Rumah Sakit Era 3.0, Pasien Masuk IGD, Yang Nyambut Malah Vendor


Di suatu pagi yang muram dan penuh aroma antiseptik, seorang pasien datang ke rumah sakit. Tapi begitu tiba di pintu IGD, yang menyambut bukan dokter, bukan perawat, bahkan bukan satpam rumah sakit melainkan petugas keamanan dari CV Aman Selalu. Lalu petugas administrasi dari PT Tiker Sehat. Lalu cleaning service dari PT Pel Lantai Mulia. Lalu barulah, setelah tiga vendor, muncullah perawat... yang ternyata juga pegawai outsourcing.
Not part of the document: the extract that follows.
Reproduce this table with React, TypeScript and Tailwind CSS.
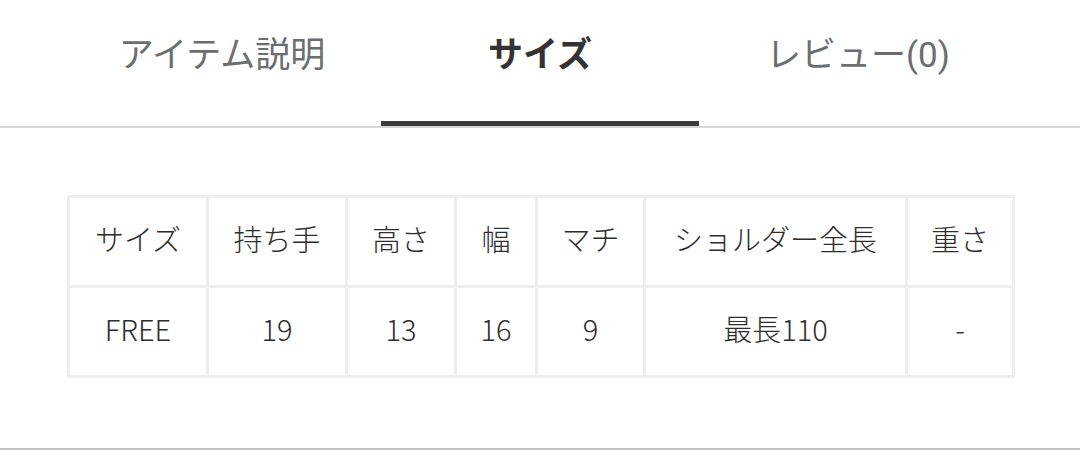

Selamat datang di era rumah sakit 3.0, dimana yang tetap hanyalah tagihan sementara semua pekerjaan, bahkan yang menyentuh nyawa, bisa dialihdayakan.

  • Satpam ? Outsourcing.
  • CS pendaftaran? Outsourcing.
  • Petugas kasir? Outsourcing.
  • Cleaning Service? Outsourcing.
  • Petugas Laundry, pengantar pasien, tukang dorong brankar? Outsourcing.
  • Teknisi alat medis? Outsourcing.
  • Bahkan bagian administrasi medis dan petugas farmasi pun kadang bukan karyawan tetap.
Jadi yang tetap siapa? Logo rumah sakit dan alarm kebakaran.
Dan kalau semua outsourcing, jangan heran kalau pasien pun merasa kayak masuk pabrik jasa kesehatan, bukan rumah sakit. Karena semua terasa transaksional, "Maaf saya hanya ditugaskan mengantar ibu sampai lift. Kalau ibu mau masuk ruang rawat, itu tugas vendor sebelah."
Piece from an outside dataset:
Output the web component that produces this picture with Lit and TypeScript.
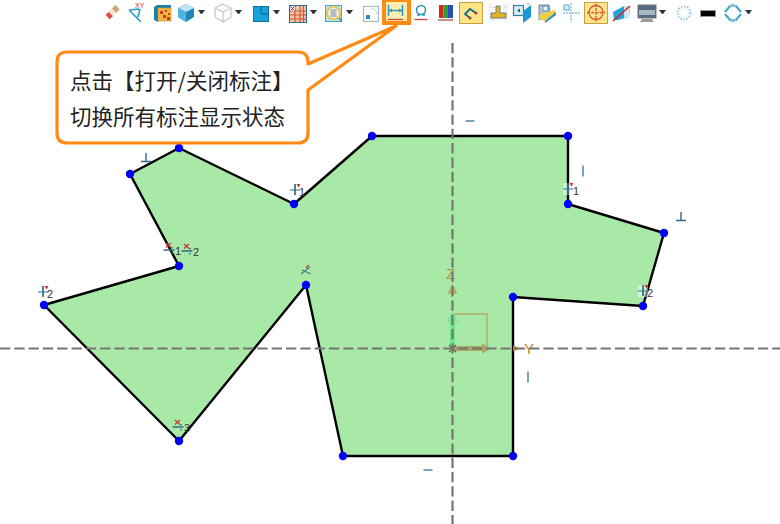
import { LitElement, html, css, svg } from "lit";
import { customElement } from "lit/decorators.js";

type Tool = { ml: number; arrow?: boolean; mode?: "on" | "focus"; icon: unknown };

const tools: Tool[] = [
  { ml: 0, icon: svg`<g transform="rotate(-45 11 11.500)"><rect x="4" y="8" width="4.500" height="6" fill="#dc4f4a"/><rect x="8.500" y="8" width="4.500" height="6" fill="#f6e6c8"/><rect x="13" y="8" width="5" height="6" fill="#c9a77e"/></g>` },
  { ml: 2, icon: svg`<path d="M3 9 15 21M3 9l10-1M14 8l-2 8" fill="none" stroke="#2e9cc8" stroke-width="1.700"/><text x="9" y="7" font-size="7" font-family="Liberation Sans" fill="#c0392b">XY</text>` },
  { ml: 4, icon: svg`<path d="M2 6l3-2h14v3H6v14l-4-2z" fill="#1f7fa8"/><rect x="6" y="7" width="13" height="13" fill="#f4b642" stroke="#c98a3a" stroke-width=".6"/><path d="M8 10h3v3H8zM13 9h2v2h-2zM16 12h2v2h-2zM11 14h3v3h-3zM15 16h3v3h-3z" fill="#d5342b"/>` },
  { ml: 1, arrow: true, icon: svg`<path d="M11 3l8 4v9l-8 5-8-5V7z" fill="#1d88b8"/><path d="M11 3l8 4-8 4-8-4z" fill="#bfe5f3"/><path d="M3 7l8 4v10l-8-5z" fill="#4fb4de"/>` },
  { ml: 7, arrow: true, icon: svg`<path d="M11 3l8 4v9l-8 5-8-5V7zM3 7l8 4 8-4M11 11v10" fill="#fff" stroke="#bcc9d1" stroke-width="1.200"/>` },
  { ml: 8, arrow: true, icon: svg`<rect x="3.500" y="5.500" width="15" height="15" fill="#17a2dc" stroke="#13739c"/><path d="M11 5.500v7.500h7.500" fill="none" stroke="#0c5f85"/>` },
  { ml: 7, arrow: true, icon: svg`<rect x="2.500" y="4.500" width="17" height="17" fill="#f3c4a5" stroke="#2f6f8f"/><path d="M8 5v16M13 5v16M16.500 5v16M3 10h16M3 14h16M3 18h16" stroke="#d2553c" stroke-width="1.200"/><rect x="3" y="5" width="5" height="5" fill="#e9e4ee"/><path d="M3.500 5.500l4 4M7.500 5.500l-4 4" stroke="#c0392b"/>` },
  { ml: 6, arrow: true, icon: svg`<rect x="2.500" y="4.500" width="16" height="16" fill="#bfe3f2" stroke="#4aa5cc"/><circle cx="10.500" cy="12" r="6.500" fill="#eef0ee" stroke="#e0c95a" stroke-width="2.200"/><rect x="7.500" y="8" width="6" height="8" fill="#b6bcc2"/><path d="M16 17l3 3" stroke="#3a7fa0" stroke-width="1.500"/>` },
  { ml: 7, icon: svg`<rect x="3.500" y="5.500" width="15" height="15" fill="#fff" stroke="#aab8c2" stroke-width="1.200"/><path d="M11 8q5-1 6 5" fill="none" stroke="#7cc3e0" stroke-dasharray="1.500 1"/><rect x="6" y="14" width="4" height="4" fill="#2a8fbe"/>` },
  { ml: 3, mode: "focus", icon: svg`<path d="M3.500 4v11M17.500 4v11M4 9.500h13" fill="none" stroke="#2d97bd" stroke-width="1.500"/><path d="M4 9.500l3-2v4zM17 9.500l-3-2v4z" fill="#2d97bd"/><path d="M3 18.500h15" stroke="#c7433c" stroke-width="1.300"/>` },
  { ml: 3, icon: svg`<circle cx="11" cy="9" r="4.500" fill="none" stroke="#2d8fb5" stroke-width="1.500"/><path d="M7 14h3M12 14h3" stroke="#2d8fb5" stroke-width="1.500"/><path d="M4.500 18.500h13" stroke="#c7433c" stroke-width="1.300"/>` },
  { ml: 3, icon: svg`<rect x="4" y="4" width="4.500" height="13" fill="#d9261c"/><rect x="8.500" y="4" width="4.500" height="13" fill="#2aa12f"/><rect x="13" y="4" width="5" height="13" fill="#2a4fb5"/><path d="M3 19h15" stroke="#b56a66" stroke-width="1.500"/>` },
  { ml: 3, mode: "on", icon: svg`<path d="M16 12l-6-4-5 5 5 4" fill="none" stroke="#0f6f8f" stroke-width="1.800"/><circle cx="16" cy="12" r="1.500" fill="#c0392b"/><circle cx="10" cy="17" r="1.500" fill="#c0392b"/>` },
  { ml: 5, icon: svg`<path d="M3 3v18M6 3v18M17 3v18M20 3v18M2 6h18M2 18h18" stroke="#c7c7c7" stroke-dasharray="1 1.500"/><path d="M9 5h4v7h6v5H4v-5h5z" fill="#e6b422" stroke="#3d6c8a" stroke-width=".8"/>` },
  { ml: 2, icon: svg`<rect x="2.500" y="4.500" width="10" height="10" fill="#d9edf6" stroke="#2d7ea6" stroke-width="1.200"/><path d="M6 9.500l3-2v4z" fill="#3a5a72"/><path d="M12 10l8-6v12l-8 6z" fill="#1b9ad2"/><path d="M16 3h3" stroke="#e8b48a" stroke-width="1.500"/>` },
  { ml: 3, icon: svg`<path d="M3 4h10l1 8-11 7z" fill="#b7c4cc" stroke="#55707f" stroke-width=".8"/><rect x="7" y="5" width="5" height="5" fill="#e6f2f8" stroke="#3a86ac" stroke-width=".8"/><path d="M3 14l15-5 2 2-11 9-6-2z" fill="#f0cf3e"/><path d="M9 20l11-9v3l-11 8z" fill="#1f90c4"/>` },
  { ml: 3, icon: svg`<rect x="3" y="4" width="5" height="5" fill="#d9edf6" stroke="#62a9c9"/><path d="M10 2v19M2 12h18" stroke="#8cc3dc" stroke-width="1.400" stroke-dasharray="2 1"/>` },
  { ml: 2, mode: "on", icon: svg`<circle cx="11" cy="11.500" r="7" fill="none" stroke="#d9543f" stroke-width="1.300"/><path d="M11 2.500v18M2 11.500h18" stroke="#d9543f" stroke-width="1.300" stroke-dasharray="3 1.200"/>` },
  { ml: 3, icon: svg`<path d="M3 11l11-6h6l-1 11-11 3H4z" fill="#25a3d6"/><path d="M14 5h6l-1 11-5 1z" fill="#c9ebf6"/><path d="M3 20L20 5" stroke="#e01f26" stroke-width="1.500"/>` },
  { ml: 4, arrow: true, icon: svg`<rect x="2" y="4" width="18" height="13" fill="#556a80" stroke="#777"/><path d="M3 9h16v5H3z" fill="#a9b7c4"/><path d="M6 18h10l2 3H4z" fill="#9a9a9a"/>` },
  { ml: 7, icon: svg`<circle cx="11" cy="12" r="6.500" fill="none" stroke="#79b9d6" stroke-width="1.500" stroke-dasharray="1.500 1.500"/><circle cx="11" cy="12" r="4.500" fill="none" stroke="#b4d9ea" stroke-dasharray="1 2"/>` },
  { ml: 2, icon: svg`<rect x="3.500" y="9.500" width="15" height="6" fill="#000" stroke="#999"/>` },
  { ml: 3, arrow: true, icon: svg`<path d="M8.500 4.500L3 11M13.500 4.500L19 11M3 13l5.500 6.500M19 13l-5.500 6.500" fill="none" stroke="#4aa8cf" stroke-width="2.200"/><path d="M9 3h4v3H9zM9 18h4v3H9z" fill="#7fc4df"/>` },
];

const pts: [number, number][] = [
  [179, 148], [294, 204], [372, 136], [568, 136], [568, 204], [664, 233], [643, 306], [513, 297],
  [513, 456], [343, 456], [306, 285], [179, 441], [44, 305], [179, 266], [130, 174],
];

const perp = (x: number, y: number) =>
  svg`<path d="M${x - 5} ${y + 4.5}h10M${x} ${y - 4}v8" fill="none" stroke="#2f6a88" stroke-width="1.400"/>`;
const hbar = (x: number, y: number) =>
  svg`<path d="M${x - 4.5} ${y}h9" stroke="#6f9ab5" stroke-width="1.800"/>`;
const vbar = (x: number, y: number) =>
  svg`<path d="M${x} ${y - 5.5}v11" stroke="#6f9ab5" stroke-width="1.800"/>`;
const cross = (x: number, y: number, n: string, nx = 7) => svg`
  <rect x="${x - 5}" y="${y - 6}" width="10" height="12" fill="#fff" opacity=".45"/>
  <path d="M${x - 5} ${y}h10" stroke="#5d8ea8" stroke-width="1.300"/>
  <path d="M${x} ${y - 6}v11" stroke="#2f6a88" stroke-width="1.700"/>
  <path d="M${x + 1.5} ${y - 6}h4l-2 3.500z" fill="#c0392b"/>
  <text class="tag" x="${x + nx - 3}" y="${y + 6}">${n}</text>`;
const ratio = (x: number, y: number, n: string) => svg`
  <path d="M${x - 3} ${y - 7}l5 4.500M${x + 2} ${y - 7}l-5 4.500" stroke="#c8362c" stroke-width="1.200"/>
  <path d="M${x - 5.5} ${y}h11" stroke="#2f6a88" stroke-width="1.500"/>
  <path d="M${x + 3} ${y - 3}v1.500M${x + 3} ${y + 2}v1.500" stroke="#2f6a88" stroke-width="1.400"/>
  <text class="tag" x="${x + 6}" y="${y + 5}">${n}</text>`;

@customElement("app-root")
export class AppRoot extends LitElement {
  static styles = css`
    :host {
      display: block;
      position: relative;
      width: 780px;
      height: 524px;
      overflow: hidden;
      background: #fff;
    }
    .toolbar {
      display: flex;
      align-items: flex-start;
      height: 26px;
      padding: 1px 0 0 102px;
      box-sizing: border-box;
    }
    .tool {
      position: relative;
      display: flex;
      align-items: center;
      height: 22px;
    }
    .tool svg {
      position: relative;
      display: block;
      width: 22px;
      height: 22px;
    }
    .caret {
      width: 1px;
      height: 0;
      margin-left: 1px;
      border: 3px solid transparent;
      border-top: 4px solid #333;
      border-bottom: 0;
      box-sizing: content-box;
    }
    .on::before {
      content: "";
      position: absolute;
      left: -1px;
      right: -1px;
      top: 1px;
      bottom: -1px;
      background: #ffe488;
      border: 1px solid #c9a04a;
      box-sizing: border-box;
    }
    .focus::before {
      content: "";
      position: absolute;
      left: -3px;
      right: -4px;
      top: -1px;
      bottom: -2px;
      background: #fdeeb0;
      border: solid #ff8a14;
      border-width: 2px 4px 4px;
      box-sizing: border-box;
    }
    .canvas {
      display: block;
      width: 780px;
      height: 498px;
    }
    .tag {
      font: 11px "Liberation Sans", sans-serif;
      fill: #333;
    }
    .axis-letter {
      font: 15px "Liberation Sans", sans-serif;
    }
    .callout {
      position: absolute;
      left: 57px;
      top: 52px;
      width: 251px;
      height: 91px;
      padding: 10px 0 0 13px;
      box-sizing: border-box;
      font: 21.5px/36px "Noto Sans CJK SC", "Liberation Sans", sans-serif;
      color: #222;
      white-space: nowrap;
    }
    .tail {
      position: absolute;
      left: -57px;
      top: -52px;
      width: 460px;
      height: 200px;
      pointer-events: none;
    }
    .line {
      position: relative;
    }
  `;

  render() {
    return html`
      <div class="toolbar">
        ${tools.map(
          (t) => html`<div class="tool" style="margin-left:${t.ml}px">
            <div class="tool ${t.mode ?? ""}">
              <svg viewBox="0 0 22 22">${t.icon}</svg>
            </div>
            ${t.arrow ? html`<span class="caret"></span>` : ""}
          </div>`
        )}
      </div>
      <svg class="canvas" viewBox="0 26 780 498">
        <polygon points=${pts.map((p) => p.join(",")).join(" ")} fill="#a8e9a8" stroke="#000" stroke-width="2.400" stroke-linejoin="round"/>
        <g fill="none">
          <path d="M453 314h34v34" stroke="#b0a868" stroke-width="1.300"/>
          <path d="M452.500 348V315" stroke="#6fe58a" stroke-width="5"/>
          <path d="M452 348.500H482" stroke="#a7a763" stroke-width="5"/>
          <path d="M449 345l7 7M456 345l-7 7" stroke="#6b6b45" stroke-width="1.300"/>
        </g>
        <path d="M452.500 311l-6 11h12z" fill="#7fe695"/>
        <path d="M452.500 283l-5 11h10z" fill="#b7b06a"/>
        <path d="M491 348.500l-9-5v10z" fill="#a7a763"/>
        <path d="M520 348.500l-7-3v6z" fill="#b8801f"/>
        <text class="axis-letter" x="446" y="279" fill="#a89a50">Z</text>
        <text class="axis-letter" x="524" y="354" fill="#b8862d">Y</text>
        <path d="M0 348.500H780" stroke="#757575" stroke-width="2.200" stroke-dasharray="10.300 4"/>
        <path d="M452.500 43V524" stroke="#757575" stroke-width="2.200" stroke-dasharray="10.300 4"/>

        ${perp(146, 157)} ${perp(681, 216)}
        ${hbar(470, 121)} ${hbar(428, 470)}
        ${vbar(583, 171)} ${vbar(528, 377)}
        ${cross(295, 190, "1")} ${cross(568, 189, "1", 8)} ${cross(43, 292, "2", 7)} ${cross(643, 291, "2", 7)}
        ${ratio(169, 250, "1")} ${ratio(187, 251, "2")} ${ratio(178, 427, "3")}
        <path d="M301 274l9-7M302 270l9 4" fill="none" stroke="#4a7c93" stroke-width="1.300"/>
        <path d="M306 268l3-3" stroke="#c0392b" stroke-width="1.300"/>

        ${pts.map((p) => svg`<circle cx=${p[0]} cy=${p[1]} r="4.200" fill="#0000f5"/>`)}
      </svg>
      <div class="callout">
        <svg class="tail" viewBox="0 0 460 200">
          <path
            d="M67 52H298Q308 52 308 62V64L396 26 308 90V133Q308 143 298 143H67Q57 143 57 133V62Q57 52 67 52Z"
            fill="#fff"
            stroke="#ff8a14"
            stroke-width="3.200"
            stroke-linejoin="round"
          />
        </svg>
        <div class="line">点击【打开/关闭标注】</div>
        <div class="line">切换所有标注显示状态</div>
      </div>
    `;
  }
}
Perawat outsourcing biasanya paling rajin, karena takut kontrak tidak diperpanjang. Datang pagi, pulang malam, kerja sambil jaga senyum. Tapi begitu rapat bulanan, mereka gak diundang. Begitu ada pelatihan internal, nama mereka gak muncul. Dan begitu rumah sakit dapat akreditasi, foto mereka...blur.

Sementara pasien percaya semua petugas pakai seragam putih berarti orang dalam. Padahal seragamnya dipinjam dari vendor. Dan kalau pasien bertanya, "Suster, kok kamar saya belum dibersihkan?" jawabanya bisa jadi, "Maaf, bu saya bidang injeksi. Untuk bersih-bersih, silahkan hubungi divisi kebersihan outsourcing lantai dua."
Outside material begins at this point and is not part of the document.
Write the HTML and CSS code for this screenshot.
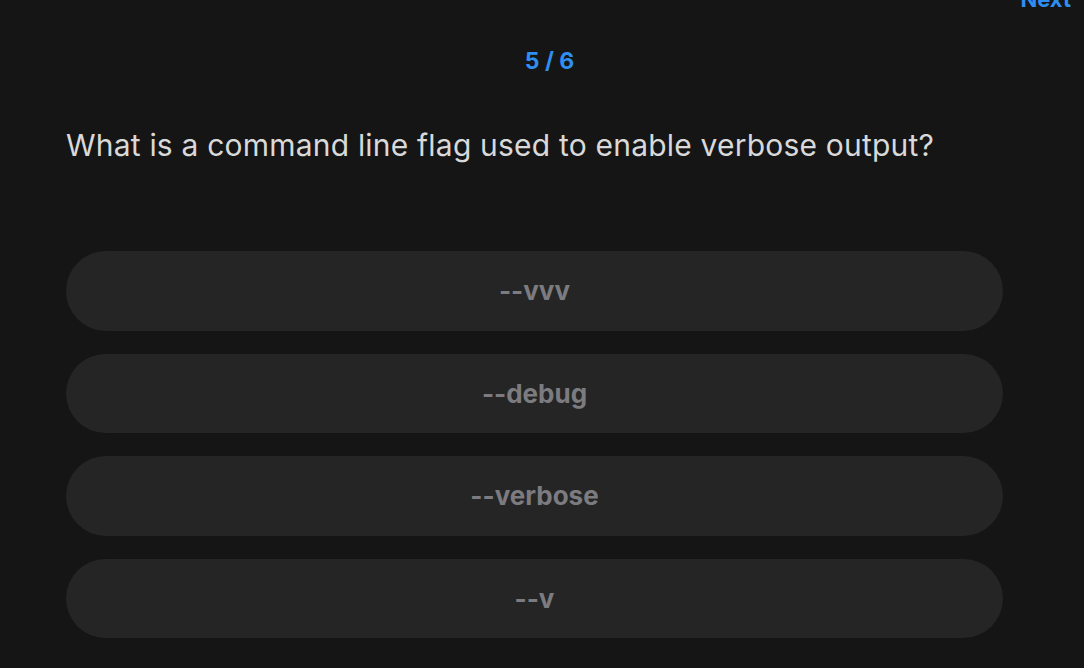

Sebagian rumah sakit saat ini dikelola dengan prinsip hotel semua bisa dipisah pisahkan jadi unit, lalu dilempar ke vendor. Tapi perbedaanya di hotel kalau salah antar makanan tamu cuma marah. Di rumah sakit kalau salah antar pasien... bisa masuk berita.

Outsourcing pekerjaan teknis itu wajar, tapi kalau sampai urusan medis ikut-ikutan? Jangan heran kalau pasien nanti dirawat oleh tim kesehatan alih daya dari PT Sehat Selalu Cabang Bandung.

Dalam suasana rawan stress seperti rumah sakit yang dibutuhkan adalah rasa aman, empati, dan kejelasan. Tapi bagaimana bisa memberikan itu semua kalau para petugasnya sendiri hidup dalam ketidakpastian?

Seorang perawat yang bagus tapi statusnya outsourcing bisa jadi tak dapat tunjangan, tak ikut pelatihan, dan tak pernah diajak rapat pengembangan layanan. Tapi begitu pasien kecewa, mereka juga yang dimarahi. Ini seperti nyuruh pemain cadangan tanding, tapi gak pernah dikasih latihan.

Outsourcing dalam dunia medis perlu kehati-hatian. Karena rumah sakit bukan pabrik, pasien bukan produk, dan tenaga kesehatan bukan tenaga kerja biasa. Mereka bekerja dengan empati, bukan hanya skill. Mereka berhadapan dengan nyawa, bukan hanya angka laporan.

Mungkin manajemen rumah sakit perlu merenung sejenak, bertanya kalau semua bisa kita outsource apakah kita masih menjalankan rumah sakit atau hanya jadi operator vendor?

Karena pada akhirnya, pasien datang bukan hanya untuk disembuhkan tapi juga untuk diperlakukan sebagai manusia. Dan manusia tak bisa didelegasikan ke pihak ketiga.

No comments

Powered by Blogger.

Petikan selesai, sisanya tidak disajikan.